Just because we’re providing a service to other businesses doesn’t mean that we shouldn’t keep the goals of our own business in mind, too. As with all crafts, photography can take us in so many different directions depending upon the type of work we create and the quality of clients we work with. So, before accepting a project, think about how the end product, or how the relationship, will help YOU build YOUR brand identity so that you can continue to attract more clients and projects that are actually aligned with your own brand vision. And, if a project or client doesn’t quite fit with the brand you’re trying to build for yourself, it’s okay to tell them no. By saying “no” to a project that’s not quite the right fit, you’re providing yourself with the space and time to say “yes” to a project that is.

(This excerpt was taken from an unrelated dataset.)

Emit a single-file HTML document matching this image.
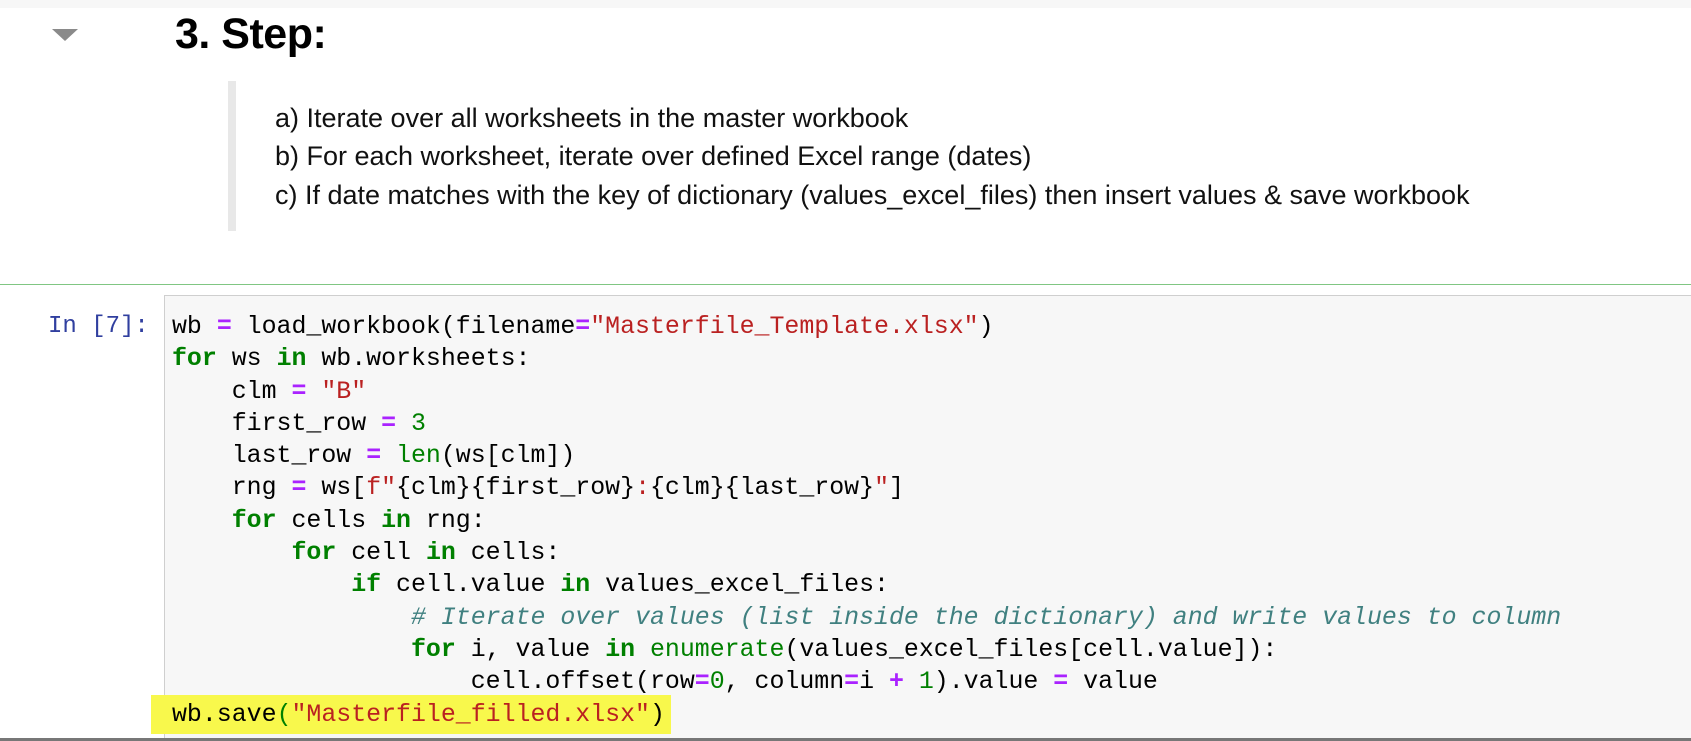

4. Get EVERYTHING in writing.
This might sound obvious, but I can’t tell you how many times I’ve come across even minor misunderstandings in the beginning of my career that could have easily been solved had I gotten the project terms in writing beforehand. Setting shared expectations about the project between you and your client is essential to maintaining a healthy relationship throughout the process, and not doing so puts you at risk for a big ol’ misunderstanding. So, before you even snap one photograph, make sure you have a contract in place, write down all the dates, deadlines, fees, payment schedule, cancellation policy, retouching, usage, image rights etc. and make sure that you and your client sign it and give the plan a thumbs up.
The most important thing to remember, though, is that you and your photography business need to be your number one priority. Taking on too many projects that don’t match up with your vision, or that don’t make you feel excited will not only take you away from your goals, but will leave you feeling drained, burnt out, and overworked. And no one has time for that!
Still not sure if you should say “yes” or “no” to a project?
Here are a few simple, totally valid reasons why you might want to say no:
- The project doesn’t match up with your career goals
- You get a bad feeling from the client or project
- You’re burnt out or feeling over worked
- You’re just not excited about the project
- You feel like you have to say yes (out of a sense of obligation, real or imagined)
- You’ve had a bad experience with them in the past
As creative entrepreneurs, it’s important that we always find new ways to empower and advocate for ourselves. And giving ourselves permission to say no when our hearts just aren’t in it is essential to our growth and mental health.
So, always, always remember: Yes, you CAN say no.